» Given material:
-*-*-
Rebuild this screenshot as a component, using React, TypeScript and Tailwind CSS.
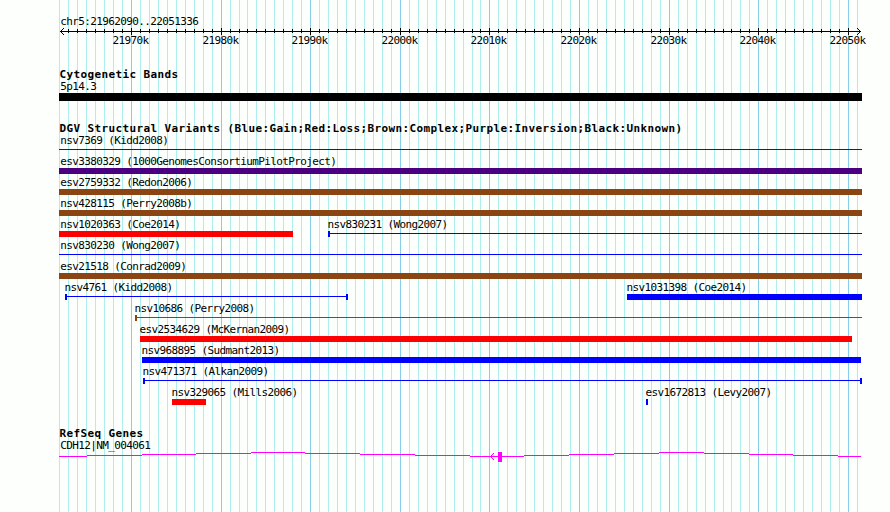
import type { FC } from 'react';

type Shape = 'bar' | 'span';

interface Feature {
  name: string;
  start: number;
  end: number;
  shape: Shape;
  color: string;
  openLeft?: boolean;
  openRight?: boolean;
}

const LEFT = 59;
const RIGHT = 862;

const BLUE = 'bg-[#0000ff]';
const RED = 'bg-[#ff0000]';
const BROWN = 'bg-[#8b4513]';
const INDIGO = 'bg-[#4b0082]';

const LABEL = "font-['DejaVu_Sans_Mono','Liberation_Mono',monospace] text-[11px] leading-[13px] tracking-[-0.622px] whitespace-pre";
const TITLE = "font-['DejaVu_Sans_Mono','Liberation_Mono',monospace] text-[11px] leading-[13px] font-bold tracking-[0.378px] whitespace-pre";

// One line per kilobase; a few intervals lose a pixel to rounding.
const SHORT_STEPS = [21, 47, 75];
const gridLines = Array.from({ length: 90 }, (_, i) => ({
  x: LEFT + 9 * i - SHORT_STEPS.filter((s) => s <= i).length,
  kb: 21962 + i,
})).filter((line) => line.x <= 857);

const rows: Feature[][] = [
  [{ name: 'nsv7369 (Kidd2008)', start: 59, end: 862, shape: 'span', color: INDIGO, openLeft: true, openRight: true }],
  [{ name: 'esv3380329 (1000GenomesConsortiumPilotProject)', start: 59, end: 862, shape: 'bar', color: INDIGO }],
  [{ name: 'esv2759332 (Redon2006)', start: 59, end: 862, shape: 'bar', color: BROWN }],
  [{ name: 'nsv428115 (Perry2008b)', start: 59, end: 862, shape: 'bar', color: BROWN }],
  [
    { name: 'nsv1020363 (Coe2014)', start: 59, end: 293, shape: 'bar', color: RED },
    { name: 'nsv830231 (Wong2007)', start: 328, end: 862, shape: 'span', color: BLUE, openRight: true },
  ],
  [{ name: 'nsv830230 (Wong2007)', start: 59, end: 862, shape: 'span', color: BLUE, openLeft: true, openRight: true }],
  [{ name: 'esv21518 (Conrad2009)', start: 59, end: 862, shape: 'bar', color: BROWN }],
  [
    { name: 'nsv4761 (Kidd2008)', start: 65, end: 348, shape: 'span', color: BLUE },
    { name: 'nsv1031398 (Coe2014)', start: 627, end: 862, shape: 'bar', color: BLUE },
  ],
  [{ name: 'nsv10686 (Perry2008)', start: 135, end: 862, shape: 'span', color: BROWN, openRight: true }],
  [{ name: 'esv2534629 (McKernan2009)', start: 140, end: 852, shape: 'bar', color: RED }],
  [{ name: 'nsv968895 (Sudmant2013)', start: 142, end: 861, shape: 'bar', color: BLUE }],
  [{ name: 'nsv471371 (Alkan2009)', start: 143, end: 862, shape: 'span', color: BLUE }],
  [
    { name: 'nsv329065 (Mills2006)', start: 172, end: 206, shape: 'bar', color: RED },
    { name: 'esv1672813 (Levy2007)', start: 646, end: 648, shape: 'bar', color: BLUE },
  ],
];

// Intron line, stepped one pixel at a time: [from, to, y]
const intron: [number, number, number][] = [
  [59, 87, 4], [87, 142, 3], [142, 196, 2], [196, 251, 1], [251, 305, 0],
  [305, 360, 1], [360, 415, 2], [415, 470, 3], [470, 524, 4], [524, 569, 3],
  [569, 614, 2], [614, 659, 1], [659, 704, 0], [704, 749, 1], [749, 793, 2],
  [793, 838, 3], [838, 861, 4],
];

const Grid: FC = () => (
  <svg className="absolute inset-0" width="890" height="512" shapeRendering="crispEdges">
    {gridLines.map(({ x, kb }) => (
      <rect key={kb} x={x} y="0" width="1" height="512" className={kb % 10 === 0 ? 'fill-[#87ceeb]' : 'fill-[#afeeee]'} />
    ))}
  </svg>
);

const Ruler: FC = () => (
  <svg className="block" width="890" height="21" shapeRendering="crispEdges">
    <rect x="60" y="3" width="801" height="1" />
    {gridLines.slice(1, -1).map(({ x, kb }) =>
      kb % 10 === 0 ? (
        <rect key={kb} x={x} y="0" width="1" height="7" />
      ) : (
        <rect key={kb} x={x} y="1" width="1" height="4" />
      ),
    )}
    <path d="M61 2h1v1h-1zM62 1h1v1h-1zM63 0h1v1h-1zM61 4h1v1h-1zM62 5h1v1h-1zM63 6h1v1h-1z" />
    <path d="M859 2h1v1h-1zM858 1h1v1h-1zM857 0h1v1h-1zM859 4h1v1h-1zM858 5h1v1h-1zM857 6h1v1h-1z" />
    {gridLines
      .filter(({ kb }) => kb % 10 === 0)
      .map(({ x, kb }) => (
        <text key={kb} x={x - 18.5} y="16" className={LABEL}>
          {`${kb}k`}
        </text>
      ))}
  </svg>
);

const Glyph: FC<{ feature: Feature }> = ({ feature }) => {
  const { shape, color, openLeft, openRight } = feature;
  if (shape === 'bar') return <div className={`h-1.5 ${color}`} />;
  return (
    <div className="flex h-1.5">
      {!openLeft && <div className={`h-1.5 w-0.5 ${color}`} />}
      <div className={`mt-0.5 h-px flex-1 ${color}`} />
      {!openRight && <div className={`h-1.5 w-0.5 ${color}`} />}
    </div>
  );
};

const TrackRow: FC<{ features: Feature[] }> = ({ features }) => (
  <div className="flex h-[21px]">
    {features.map((feature, i) => {
      const offset = feature.start - (i === 0 ? 0 : features[i - 1].end);
      return (
        <div
          key={feature.name}
          className="shrink-0"
          style={{ marginLeft: offset, width: feature.end - feature.start }}
        >
          <div className={`h-[13px] w-0 ${feature.start === LEFT ? 'pl-[1.3px]' : '-ml-[0.5px]'} ${LABEL}`}>{feature.name}</div>
          <Glyph feature={feature} />
        </div>
      );
    })}
  </div>
);

const Gene: FC = () => (
  <svg className="block fill-[#ff00ff]" width="890" height="10" shapeRendering="crispEdges">
    {intron.map(([from, to, y]) => (
      <rect key={from} x={from} y={y} width={to - from} height="1" />
    ))}
    <path d="M491 3h1v1h-1zM492 2h1v1h-1zM493 1h1v1h-1zM491 5h1v1h-1zM492 6h1v1h-1zM493 7h1v1h-1z" />
    <rect x="498" y="0" width="4" height="10" />
  </svg>
);

const App: FC = () => (
  <main className="relative h-[512px] w-[890px] overflow-hidden bg-[#fcfffc] text-black">
    <Grid />
    <div className="relative pt-[15px]">
      <p className={`h-[13px] pl-[60.3px] ${LABEL}`}>chr5:21962090..22051336</p>
      <Ruler />

      <section className="pt-[19px]">
        <h2 className={`h-[12px] pl-[59.4px] ${TITLE}`}>Cytogenetic Bands</h2>
        <p className={`h-[13px] pl-[60.3px] ${LABEL}`}>5p14.3</p>
        <div className="h-2 bg-black" style={{ marginLeft: LEFT, width: RIGHT - LEFT }} />
      </section>

      <section className="pt-[21px]">
        <h2 className={`h-[12px] pl-[59.4px] ${TITLE}`}>
          DGV Structural Variants (Blue:Gain;Red:Loss;Brown:Complex;Purple:Inversion;Black:Unknown)
        </h2>
        {rows.map((features) => (
          <TrackRow key={features[0].name} features={features} />
        ))}
      </section>

      <section className="pt-[20px]">
        <h2 className={`h-[12px] pl-[59.4px] ${TITLE}`}>RefSeq Genes</h2>
        <p className={`h-[13px] pl-[60.3px] ${LABEL}`}>CDH12|NM_004061</p>
        <Gene />
      </section>
    </div>
  </main>
);

export default App;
-*-*-
» Description of the task:
Write the listing above out again exactly, dropping each image.

» Answer to this task:
Rebuild this screenshot as a component, using React, TypeScript and Tailwind CSS.
import type { FC } from 'react';

type Shape = 'bar' | 'span';

interface Feature {
  name: string;
  start: number;
  end: number;
  shape: Shape;
  color: string;
  openLeft?: boolean;
  openRight?: boolean;
}

const LEFT = 59;
const RIGHT = 862;

const BLUE = 'bg-[#0000ff]';
const RED = 'bg-[#ff0000]';
const BROWN = 'bg-[#8b4513]';
const INDIGO = 'bg-[#4b0082]';

const LABEL = "font-['DejaVu_Sans_Mono','Liberation_Mono',monospace] text-[11px] leading-[13px] tracking-[-0.622px] whitespace-pre";
const TITLE = "font-['DejaVu_Sans_Mono','Liberation_Mono',monospace] text-[11px] leading-[13px] font-bold tracking-[0.378px] whitespace-pre";

// One line per kilobase; a few intervals lose a pixel to rounding.
const SHORT_STEPS = [21, 47, 75];
const gridLines = Array.from({ length: 90 }, (_, i) => ({
  x: LEFT + 9 * i - SHORT_STEPS.filter((s) => s <= i).length,
  kb: 21962 + i,
})).filter((line) => line.x <= 857);

const rows: Feature[][] = [
  [{ name: 'nsv7369 (Kidd2008)', start: 59, end: 862, shape: 'span', color: INDIGO, openLeft: true, openRight: true }],
  [{ name: 'esv3380329 (1000GenomesConsortiumPilotProject)', start: 59, end: 862, shape: 'bar', color: INDIGO }],
  [{ name: 'esv2759332 (Redon2006)', start: 59, end: 862, shape: 'bar', color: BROWN }],
  [{ name: 'nsv428115 (Perry2008b)', start: 59, end: 862, shape: 'bar', color: BROWN }],
  [
    { name: 'nsv1020363 (Coe2014)', start: 59, end: 293, shape: 'bar', color: RED },
    { name: 'nsv830231 (Wong2007)', start: 328, end: 862, shape: 'span', color: BLUE, openRight: true },
  ],
  [{ name: 'nsv830230 (Wong2007)', start: 59, end: 862, shape: 'span', color: BLUE, openLeft: true, openRight: true }],
  [{ name: 'esv21518 (Conrad2009)', start: 59, end: 862, shape: 'bar', color: BROWN }],
  [
    { name: 'nsv4761 (Kidd2008)', start: 65, end: 348, shape: 'span', color: BLUE },
    { name: 'nsv1031398 (Coe2014)', start: 627, end: 862, shape: 'bar', color: BLUE },
  ],
  [{ name: 'nsv10686 (Perry2008)', start: 135, end: 862, shape: 'span', color: BROWN, openRight: true }],
  [{ name: 'esv2534629 (McKernan2009)', start: 140, end: 852, shape: 'bar', color: RED }],
  [{ name: 'nsv968895 (Sudmant2013)', start: 142, end: 861, shape: 'bar', color: BLUE }],
  [{ name: 'nsv471371 (Alkan2009)', start: 143, end: 862, shape: 'span', color: BLUE }],
  [
    { name: 'nsv329065 (Mills2006)', start: 172, end: 206, shape: 'bar', color: RED },
    { name: 'esv1672813 (Levy2007)', start: 646, end: 648, shape: 'bar', color: BLUE },
  ],
];

// Intron line, stepped one pixel at a time: [from, to, y]
const intron: [number, number, number][] = [
  [59, 87, 4], [87, 142, 3], [142, 196, 2], [196, 251, 1], [251, 305, 0],
  [305, 360, 1], [360, 415, 2], [415, 470, 3], [470, 524, 4], [524, 569, 3],
  [569, 614, 2], [614, 659, 1], [659, 704, 0], [704, 749, 1], [749, 793, 2],
  [793, 838, 3], [838, 861, 4],
];

const Grid: FC = () => (
  <svg className="absolute inset-0" width="890" height="512" shapeRendering="crispEdges">
    {gridLines.map(({ x, kb }) => (
      <rect key={kb} x={x} y="0" width="1" height="512" className={kb % 10 === 0 ? 'fill-[#87ceeb]' : 'fill-[#afeeee]'} />
    ))}
  </svg>
);

const Ruler: FC = () => (
  <svg className="block" width="890" height="21" shapeRendering="crispEdges">
    <rect x="60" y="3" width="801" height="1" />
    {gridLines.slice(1, -1).map(({ x, kb }) =>
      kb % 10 === 0 ? (
        <rect key={kb} x={x} y="0" width="1" height="7" />
      ) : (
        <rect key={kb} x={x} y="1" width="1" height="4" />
      ),
    )}
    <path d="M61 2h1v1h-1zM62 1h1v1h-1zM63 0h1v1h-1zM61 4h1v1h-1zM62 5h1v1h-1zM63 6h1v1h-1z" />
    <path d="M859 2h1v1h-1zM858 1h1v1h-1zM857 0h1v1h-1zM859 4h1v1h-1zM858 5h1v1h-1zM857 6h1v1h-1z" />
    {gridLines
      .filter(({ kb }) => kb % 10 === 0)
      .map(({ x, kb }) => (
        <text key={kb} x={x - 18.5} y="16" className={LABEL}>
          {`${kb}k`}
        </text>
      ))}
  </svg>
);

const Glyph: FC<{ feature: Feature }> = ({ feature }) => {
  const { shape, color, openLeft, openRight } = feature;
  if (shape === 'bar') return <div className={`h-1.5 ${color}`} />;
  return (
    <div className="flex h-1.5">
      {!openLeft && <div className={`h-1.5 w-0.5 ${color}`} />}
      <div className={`mt-0.5 h-px flex-1 ${color}`} />
      {!openRight && <div className={`h-1.5 w-0.5 ${color}`} />}
    </div>
  );
};

const TrackRow: FC<{ features: Feature[] }> = ({ features }) => (
  <div className="flex h-[21px]">
    {features.map((feature, i) => {
      const offset = feature.start - (i === 0 ? 0 : features[i - 1].end);
      return (
        <div
          key={feature.name}
          className="shrink-0"
          style={{ marginLeft: offset, width: feature.end - feature.start }}
        >
          <div className={`h-[13px] w-0 ${feature.start === LEFT ? 'pl-[1.3px]' : '-ml-[0.5px]'} ${LABEL}`}>{feature.name}</div>
          <Glyph feature={feature} />
        </div>
      );
    })}
  </div>
);

const Gene: FC = () => (
  <svg className="block fill-[#ff00ff]" width="890" height="10" shapeRendering="crispEdges">
    {intron.map(([from, to, y]) => (
      <rect key={from} x={from} y={y} width={to - from} height="1" />
    ))}
    <path d="M491 3h1v1h-1zM492 2h1v1h-1zM493 1h1v1h-1zM491 5h1v1h-1zM492 6h1v1h-1zM493 7h1v1h-1z" />
    <rect x="498" y="0" width="4" height="10" />
  </svg>
);

const App: FC = () => (
  <main className="relative h-[512px] w-[890px] overflow-hidden bg-[#fcfffc] text-black">
    <Grid />
    <div className="relative pt-[15px]">
      <p className={`h-[13px] pl-[60.3px] ${LABEL}`}>chr5:21962090..22051336</p>
      <Ruler />

      <section className="pt-[19px]">
        <h2 className={`h-[12px] pl-[59.4px] ${TITLE}`}>Cytogenetic Bands</h2>
        <p className={`h-[13px] pl-[60.3px] ${LABEL}`}>5p14.3</p>
        <div className="h-2 bg-black" style={{ marginLeft: LEFT, width: RIGHT - LEFT }} />
      </section>

      <section className="pt-[21px]">
        <h2 className={`h-[12px] pl-[59.4px] ${TITLE}`}>
          DGV Structural Variants (Blue:Gain;Red:Loss;Brown:Complex;Purple:Inversion;Black:Unknown)
        </h2>
        {rows.map((features) => (
          <TrackRow key={features[0].name} features={features} />
        ))}
      </section>

      <section className="pt-[20px]">
        <h2 className={`h-[12px] pl-[59.4px] ${TITLE}`}>RefSeq Genes</h2>
        <p className={`h-[13px] pl-[60.3px] ${LABEL}`}>CDH12|NM_004061</p>
        <Gene />
      </section>
    </div>
  </main>
);

export default App;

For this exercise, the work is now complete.